3.1.10.9.2. Input Parameters

Command

element MVLEM_3D eleTag iNode jNode kNode lNode m -thick {Thicknesses} -width {Widths} -rho {Reinforcing_ratios} -matConcrete {Concrete_tags} -matSteel {Steel_tags} -matShear {Shear_tag} <-CoR c> <-ThickMod tMod> <-Poisson Nu> <-Density Dens>

Parameter	Type	Description
eleTag	integer	unique element object tag
iNode jNode kNode lNode	4 integer	tags of element nodes defined in counterclockwise direction\|
m	integer	number of element fibers
{Thicknesses}	m float	array of m fiber thicknesses
{Widths}	m float	array of m macro-fiber widths
{Reinforcing_ratios}	m float	array of m reinforcing ratios corresponding to macro-fibers
{Concrete_tags}	m float	array of m uniaxialMaterial tags for concrete
{Steel_tags}	m float	array of m uniaxialMaterial tags for steel
{Shear_tag}	m float	tag of uniaxialMaterial for shear material
c	float	location of center of rotation from the base (optional; default = 0.4 (recommended))
tMod	float	thickness multiplier (optional; default = 0.63 equivalent to 0.25Ig for out-of-plane bending)
Nu	float	Poisson ratio for out-of-plane bending (optional; default = 0.25)
Dens	float	Density (optional; default = 0.0)

3.1.10.9.3. Recorders

The following recorders are available with the MVLEM_3D element.

Recorder	Description
globalForce	Element global forces
Curvature	Element curvature
Shear_Force_Deformation	Element shear force-deformation relationship
Fiber_Strain	Vertical strains in m fibers along the cross-section
Fiber_Stress_Concrete	Vertical concrete stresses in m fibers along the cross-section
Fiber_Stress_Steel	Vertical steel stresses in m fibers along the cross-section

3.1.10.9.4. OpenSeesPy Documentation

OpenSeesPy user documetation for the MVLEM_3D element can be accessed from HERE.

3.1.10.9.5. Example

Specimen TUB (Beyer et al. 2008) is analyzed using the MVLEM_3D. Figure 2a shows the photo of the test specimen and the multidirectional displacement pattern applied at the top of the wall, while Figure 2b-c show the MVLEM_3D model of specimen TUB. Tcl Input files can be downloaded from MVLEM-3D GitHub Page.

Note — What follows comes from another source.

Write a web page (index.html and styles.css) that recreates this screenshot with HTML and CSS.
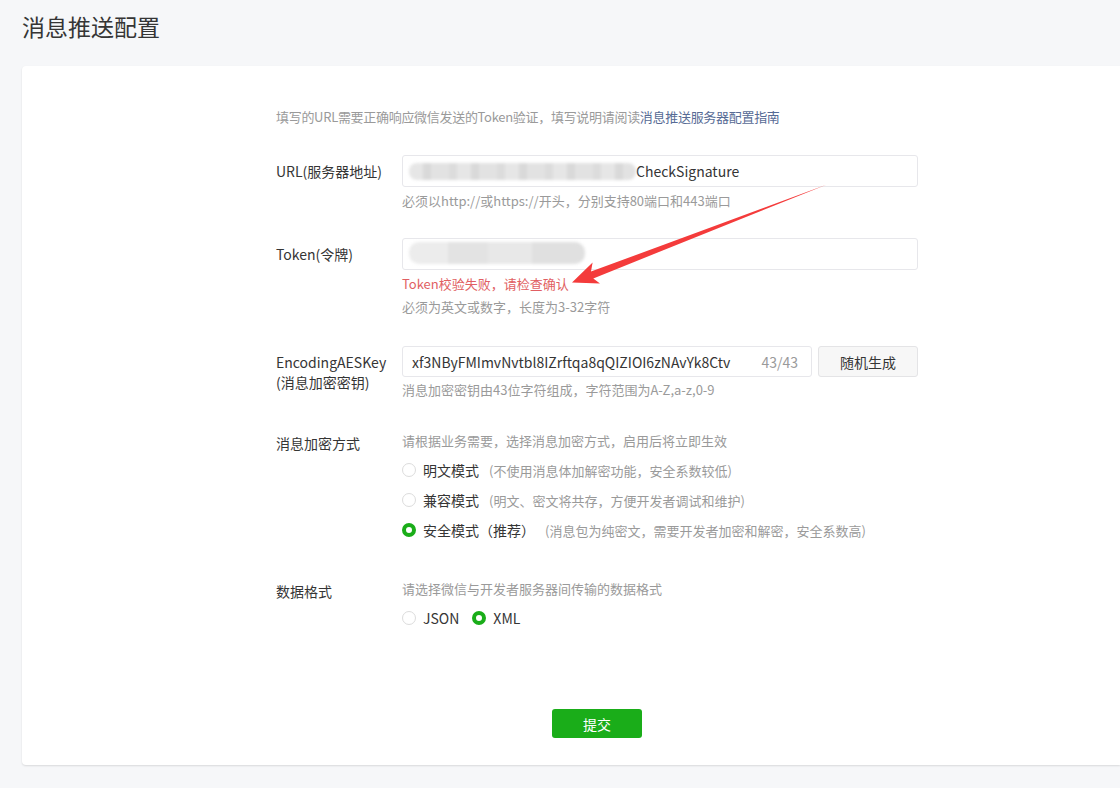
FILE: index.html
```html
<!DOCTYPE html>
<html lang="zh-CN">
<head>
<meta charset="utf-8">
<title>消息推送配置</title>
<link rel="stylesheet" href="styles.css">
</head>
<body>
<h1 class="page-title">消息推送配置</h1>
<div class="card">
  <form class="form">
    <p class="intro">填写的URL需要正确响应微信发送的Token验证，填写说明请阅读<a class="link" href="#">消息推送服务器配置指南</a></p>

    <div class="field field-url">
      <label class="label">URL(服务器地址)</label>
      <div class="control">
        <div class="input"><span class="blur blur-url"></span><span class="input-text">CheckSignature</span></div>
        <p class="hint">必须以http://或https://开头，分别支持80端口和443端口</p>
      </div>
    </div>

    <div class="field field-token">
      <label class="label">Token(令牌)</label>
      <div class="control">
        <div class="input"><span class="blur blur-token"></span></div>
        <p class="error">Token校验失败，请检查确认</p>
        <p class="hint hint-after-error">必须为英文或数字，长度为3-32字符</p>
      </div>
    </div>

    <div class="field field-aes">
      <label class="label">EncodingAESKey<br>(消息加密密钥)</label>
      <div class="control">
        <div class="aes-row">
          <div class="input input-aes"><span class="input-text">xf3NByFMImvNvtbl8IZrftqa8qQIZIOI6zNAvYk8Ctv</span><span class="counter">43/43</span></div>
          <button type="button" class="btn-default">随机生成</button>
        </div>
        <p class="hint hint-aes">消息加密密钥由43位字符组成，字符范围为A-Z,a-z,0-9</p>
      </div>
    </div>

    <div class="field field-mode">
      <label class="label label-top">消息加密方式</label>
      <div class="control">
        <p class="desc">请根据业务需要，选择消息加密方式，启用后将立即生效</p>
        <div class="radio-list">
          <div class="radio-item"><span class="radio"></span><span class="radio-label">明文模式</span><span class="radio-desc">(不使用消息体加解密功能，安全系数较低)</span></div>
          <div class="radio-item"><span class="radio"></span><span class="radio-label">兼容模式</span><span class="radio-desc">(明文、密文将共存，方便开发者调试和维护)</span></div>
          <div class="radio-item"><span class="radio radio-checked"></span><span class="radio-label">安全模式（推荐）</span><span class="radio-desc">(消息包为纯密文，需要开发者加密和解密，安全系数高)</span></div>
        </div>
      </div>
    </div>

    <div class="field field-format">
      <label class="label label-top">数据格式</label>
      <div class="control">
        <p class="desc">请选择微信与开发者服务器间传输的数据格式</p>
        <div class="radio-inline">
          <div class="radio-item"><span class="radio"></span><span class="radio-label">JSON</span></div>
          <div class="radio-item"><span class="radio radio-checked"></span><span class="radio-label">XML</span></div>
        </div>
      </div>
    </div>

    <div class="actions">
      <button type="button" class="btn-primary">提交</button>
    </div>
  </form>
</div>

<svg class="annotation-arrow" width="1120" height="788" viewBox="0 0 1120 788" aria-hidden="true">
  <polygon points="827,184.4 593.3,278.4 600.0,283.5 572,282.5 592.6,262.6 591.0,271.6" fill="#f43b3b"/>
</svg>
</body>
</html>
```

FILE: styles.css
```css
html, body {
  margin: 0;
  padding: 0;
  overflow: hidden;
}

body {
  background: #f6f7f9;
  font-family: "Noto Sans CJK SC", "Microsoft YaHei", "Liberation Sans", sans-serif;
  color: #353535;
  width: 1120px;
  height: 788px;
  position: relative;
}

p {
  margin: 0;
}

.page-title {
  margin: 0;
  padding: 12px 22px 0;
  font-size: 23px;
  line-height: 28px;
  font-weight: normal;
  color: #353535;
}

.card {
  margin: 26px 0 0 22px;
  background: #fff;
  border-radius: 4px 0 0 4px;
  box-shadow: 0 1px 2px rgba(0, 0, 0, 0.12);
  padding: 41px 0 27px 254px;
}

.form {
  width: 642px;
}

.intro {
  font-size: 13px;
  line-height: 20px;
  color: #9a9a9a;
  letter-spacing: -0.3px;
}

.link {
  color: #576b95;
  text-decoration: none;
}

.field {
  display: flex;
}

.label {
  width: 126px;
  flex: none;
  font-size: 14px;
  line-height: 20px;
  padding-top: 6px;
  color: #353535;
}

.label-top {
  padding-top: 2px;
}

.control {
  width: 516px;
}

.field-url {
  margin-top: 28px;
}

.field-token {
  margin-top: 27px;
}

.field-aes {
  margin-top: 29px;
}

.field-mode {
  margin-top: 31px;
}

.field-format {
  margin-top: 39px;
}

.input {
  box-sizing: border-box;
  height: 32px;
  border: 1px solid #e7e7eb;
  border-radius: 3px;
  background: #fff;
  display: flex;
  align-items: center;
  padding: 0 10px 0 6px;
  font-size: 14px;
  color: #353535;
}

.input-text {
  white-space: nowrap;
}

.blur {
  display: block;
  height: 17px;
  border-radius: 8px;
  filter: blur(1.5px);
}

.blur-url {
  width: 227px;
  background: repeating-linear-gradient(90deg, #e6e6e6 0 14px, #d9d9d9 14px 22px, #e2e2e2 22px 40px, #dcdcdc 40px 48px);
}

.blur-token {
  width: 176px;
  height: 22px;
  margin-top: -3px;
  border-radius: 10px;
  background: linear-gradient(90deg, #ececec 0 22%, #e3e3e3 22% 45%, #e8e8e8 45% 70%, #e0e0e0 70% 100%);
}

.hint {
  font-size: 13px;
  line-height: 20px;
  color: #9a9a9a;
  margin-top: 4px;
}

.hint-after-error {
  margin-top: 3px;
}

.hint-aes {
  margin-top: 3px;
}

.error {
  font-size: 13px;
  line-height: 20px;
  color: #e15f63;
  margin-top: 4px;
}

.aes-row {
  display: flex;
  gap: 6px;
}

.input-aes {
  width: 410px;
  height: 31px;
  padding: 0 13px 0 9px;
  justify-content: space-between;
}

.counter {
  color: #9a9a9a;
}

.btn-default {
  box-sizing: border-box;
  width: 100px;
  height: 31px;
  border: 1px solid #e4e4e6;
  border-radius: 3px;
  background: #f7f7f7;
  font-family: inherit;
  font-size: 14px;
  color: #353535;
  padding: 0;
}

.desc {
  font-size: 13px;
  line-height: 20px;
  color: #9a9a9a;
}

.radio-list {
  margin-top: 9px;
  display: flex;
  flex-direction: column;
  gap: 10px;
}

.radio-inline {
  margin-top: 9px;
  display: flex;
  gap: 13px;
}

.radio-item {
  display: flex;
  align-items: center;
  height: 20px;
  white-space: nowrap;
}

.radio {
  box-sizing: border-box;
  width: 14px;
  height: 14px;
  border: 1px solid #dcdcdc;
  border-radius: 50%;
  background: #fff;
  margin-right: 7px;
  flex: none;
}

.radio-checked {
  border: 4px solid #1aad19;
}

.radio-label {
  font-size: 14px;
  color: #353535;
}

.radio-desc {
  font-size: 13px;
  color: #9a9a9a;
  margin-left: 10px;
}

.actions {
  margin-top: 81px;
  display: flex;
  justify-content: center;
}

.btn-primary {
  width: 90px;
  height: 29px;
  border: none;
  border-radius: 3px;
  background: #1aad19;
  color: #fff;
  font-family: inherit;
  font-size: 14px;
  padding: 0;
}

.annotation-arrow {
  position: absolute;
  left: 0;
  top: 0;
  pointer-events: none;
}
```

../../../../_images/MVLEM_3D_TUB_model.jpg — Fig. 3.1.10.6 **Figure 2: MVLEM_3D Model of Specimen TUB**

../../../../_images/MVLEM_3D_TUB_animation.gif — Fig. 3.1.10.7 **Figure 3: Animation of MVLEM_3D Analysis of Specimen TUB (displacement scale factor = 3.0)**

Figure 4 compares experimentally measured and analytically predicted load deformation behavior of the specimen TUB in E-W, N-S, and diagonal loading directions. The model provides accurate predictions of the lateral load capacity and the stiffness under cyclic loading in loading directions parallel to the principal axes of the cross-section (E-W, N-S direction). Analysis results overestimate the lateral load capacity in diagonal loading directions due to plane-sections-remain-plane assumption implemented in the model formulation that cannot capture pronounced shear lag effect observed in the test specimen.

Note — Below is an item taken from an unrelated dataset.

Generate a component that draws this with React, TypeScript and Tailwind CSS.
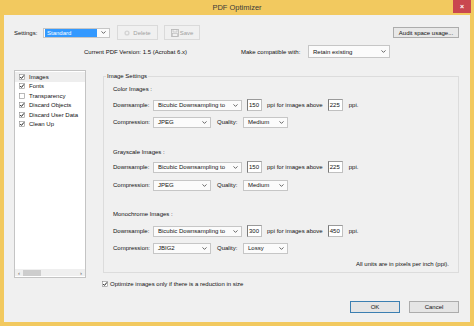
import React from 'react';

const Chevron = () => (
    <svg width="5" height="3" viewBox="0 0 5 3" className="shrink-0">
        <path d="M0.5 0.4 L2.5 2.4 L4.5 0.4" fill="none" stroke="#555" strokeWidth="0.9" />
    </svg>
);

function Select({ value, className, selected }: { value: string; className: string; selected?: boolean }) {
    return (
        <div className={`flex items-center justify-between border border-[#c6c6c6] bg-[#fbfbfb] pr-[3px] ${selected ? 'pl-[1px]' : 'pl-[4px]'} ${className}`}>
            {selected ? (
                <span className="mr-[4px] flex h-[8px] flex-1 items-center bg-[#3399ff] pl-[2px] text-white">{value}</span>
            ) : (
                <span className="whitespace-nowrap">{value}</span>
            )}
            <Chevron />
        </div>
    );
}

function NumInput({ value }: { value: string }) {
    return (
        <div className="flex h-[12px] w-[15px] shrink-0 items-center border border-[#c0c0c0] border-l-[#7a7a7a] border-t-[#9a9a9a] bg-white pl-[1px]">
            {value}
        </div>
    );
}

function Check({ checked }: { checked: boolean }) {
    return (
        <svg width="6" height="6" viewBox="0 0 6 6" className="shrink-0">
            <rect x="0.5" y="0.5" width="5" height="5" fill="white" stroke="#8a8a8a" strokeWidth="0.6" />
            {checked && <path d="M1.2 3 L2.5 4.4 L4.9 1.4" fill="none" stroke="#222" strokeWidth="1" />}
        </svg>
    );
}

function DownsampleRow({ dpi, above }: { dpi: string; above: string }) {
    return (
        <div className="flex h-[14px] items-center">
            <span className="w-[40px]">Downsample:</span>
            <Select value="Bicubic Downsampling to" className="h-[11px] w-[89px]" />
            <div className="ml-[5px]">
                <NumInput value={dpi} />
            </div>
            <span className="ml-[5px] mr-[5px] whitespace-nowrap">ppi for images above</span>
            <NumInput value={above} />
            <span className="ml-[6px]">ppi.</span>
        </div>
    );
}

function CompressionRow({ method, quality }: { method: string; quality: string }) {
    return (
        <div className="flex h-[14px] items-center">
            <span className="w-[40px]">Compression:</span>
            <Select value={method} className="h-[11px] w-[58px]" />
            <span className="ml-[6px] w-[26px]">Quality:</span>
            <Select value={quality} className="h-[11px] w-[45px]" />
        </div>
    );
}

const panels = [
    { label: 'Images', checked: true },
    { label: 'Fonts', checked: true },
    { label: 'Transparency', checked: false },
    { label: 'Discard Objects', checked: true },
    { label: 'Discard User Data', checked: true },
    { label: 'Clean Up', checked: true },
];

export default function App() {
    return (
        <div className="h-[326px] w-[474px] overflow-hidden bg-[#f2c95f] font-['Liberation_Sans',Arial,sans-serif] text-[6px] leading-[8px] text-[#111]">
            {/* Title bar */}
            <div className="relative flex h-[15px] items-center justify-center">
                <span className="text-[7.5px] text-[#3a3a3a]">PDF Optimizer</span>
                <div className="absolute right-[3px] top-0 flex h-[13px] w-[18px] items-center justify-center bg-[#c9474f] text-[7px] font-bold text-white">
                    ×
                </div>
            </div>

            {/* Body */}
            <div className="mx-[4px] h-[307px] bg-[#f0f0f0] pl-[10px] pt-[10px]">
                {/* Settings row */}
                <div className="flex h-[15px] items-center">
                    <span className="w-[29px]">Settings:</span>
                    <Select value="Standard" selected className="h-[10px] w-[67px]" />
                    <div className="ml-[7px] flex h-[15px] w-[41px] items-center justify-center gap-[3px] border border-[#dadada] text-[#a0a0a0]">
                        <svg width="6" height="6" viewBox="0 0 6 6">
                            <circle cx="3" cy="3" r="2.6" fill="#d4d4d4" />
                            <circle cx="3" cy="3" r="1.2" fill="#f0f0f0" />
                        </svg>
                        <span>Delete</span>
                    </div>
                    <div className="ml-[6px] flex h-[15px] w-[36px] items-center justify-center gap-[1px] border border-[#dadada] text-[#a0a0a0]">
                        <svg width="8" height="8" viewBox="0 0 8 8">
                            <rect x="0.5" y="0.5" width="7" height="7" fill="none" stroke="#b8b8b8" strokeWidth="0.8" />
                            <rect x="2" y="0.5" width="4" height="2.5" fill="none" stroke="#b8b8b8" strokeWidth="0.6" />
                            <rect x="1.6" y="4.5" width="4.8" height="3" fill="none" stroke="#b8b8b8" strokeWidth="0.6" />
                        </svg>
                        <span>Save</span>
                    </div>
                    <div className="ml-auto mr-[11px] flex h-[11px] w-[66px] items-center justify-center border border-[#acacac] bg-[#e8e8e8]">
                        Audit space usage...
                    </div>
                </div>

                {/* Version row */}
                <div className="mt-[5px] flex h-[13px] items-center">
                    <span className="ml-[70px] w-[157px]">Current PDF Version: 1.5 (Acrobat 6.x)</span>
                    <span className="w-[67px]">Make compatible with:</span>
                    <Select value="Retain existing" className="h-[13px] w-[82px]" />
                </div>

                {/* Main area */}
                <div className="mt-[12px] flex h-[208px]">
                    {/* Panel list */}
                    <div className="flex w-[72px] flex-col border border-[#c4c4c4] bg-white">
                        <div className="flex-1 pt-[1px]">
                            {panels.map((p, i) => (
                                <div
                                    key={p.label}
                                    className={`flex h-[9.5px] items-center gap-[4px] pl-[4px] ${i === 0 ? 'bg-[#eeeeee]' : ''}`}
                                >
                                    <Check checked={p.checked} />
                                    <span>{p.label}</span>
                                </div>
                            ))}
                        </div>
                        <div className="mb-[1px] flex h-[7px] items-center justify-between bg-[#efefef] px-[3px] text-[#555]">
                            <span className="flex items-center">
                                <span>‹</span>
                                <span className="ml-[3px] h-[6px] w-[18px] bg-[#cdcdcd]" />
                            </span>
                            <span>›</span>
                        </div>
                    </div>

                    {/* Image settings group */}
                    <fieldset className="ml-[17px] mt-[2px] w-[356px] self-start border border-[#dcdcdc] pb-[2px] pl-[9px] pr-[9px]">
                        <legend className="ml-[-7px] px-[1px] leading-[8px]">Image Settings</legend>

                        <div className="mt-[3px] flex h-[12px] items-center">Color Images :</div>
                        <div className="mt-[3px]">
                            <DownsampleRow dpi="150" above="225" />
                        </div>
                        <div className="mt-[3px]">
                            <CompressionRow method="JPEG" quality="Medium" />
                        </div>

                        <div className="mt-[17px] flex h-[12px] items-center">Grayscale Images :</div>
                        <div className="mt-[2px]">
                            <DownsampleRow dpi="150" above="225" />
                        </div>
                        <div className="mt-[4px]">
                            <CompressionRow method="JPEG" quality="Medium" />
                        </div>

                        <div className="mt-[16px] flex h-[12px] items-center">Monochrome Images :</div>
                        <div className="mt-[4px]">
                            <DownsampleRow dpi="300" above="450" />
                        </div>
                        <div className="mt-[3px]">
                            <CompressionRow method="JBIG2" quality="Lossy" />
                        </div>

                        <div className="mt-[3px] flex h-[12px] items-center justify-end">
                            All units are in pixels per inch (ppi).
                        </div>
                    </fieldset>
                </div>

                {/* Optimize checkbox */}
                <div className="ml-[88px] mt-[1px] flex h-[10px] items-center gap-[2px]">
                    <Check checked />
                    <span>Optimize images only if there is a reduction in size</span>
                </div>

                {/* Buttons */}
                <div className="mr-[11px] mt-[12px] flex h-[12px] justify-end gap-[9px]">
                    <div className="flex w-[50px] items-center justify-center border border-[#3c7fb1] bg-[#e5e5e5]">OK</div>
                    <div className="flex w-[50px] items-center justify-center border border-[#acacac] bg-[#e5e5e5]">Cancel</div>
                </div>
            </div>
        </div>
    );
}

../../../../_images/MVLEM_3D_TUB_results.JPG — Fig. 3.1.10.8 **Figure 4: Experimental vs. MVLEM_3D Load-Deformation Response of Specimen TUB**

3.1.10.9.6. References

Kolozvari, K. Kalbasi, K. Orakcal & J. W. Wallace, “Three-Dimensional Model for Nonlinear Analysis of Slender Flanged Reinforced Concrete Walls”, Engineering Structures, Volume 236, 1 June 2021, 112105.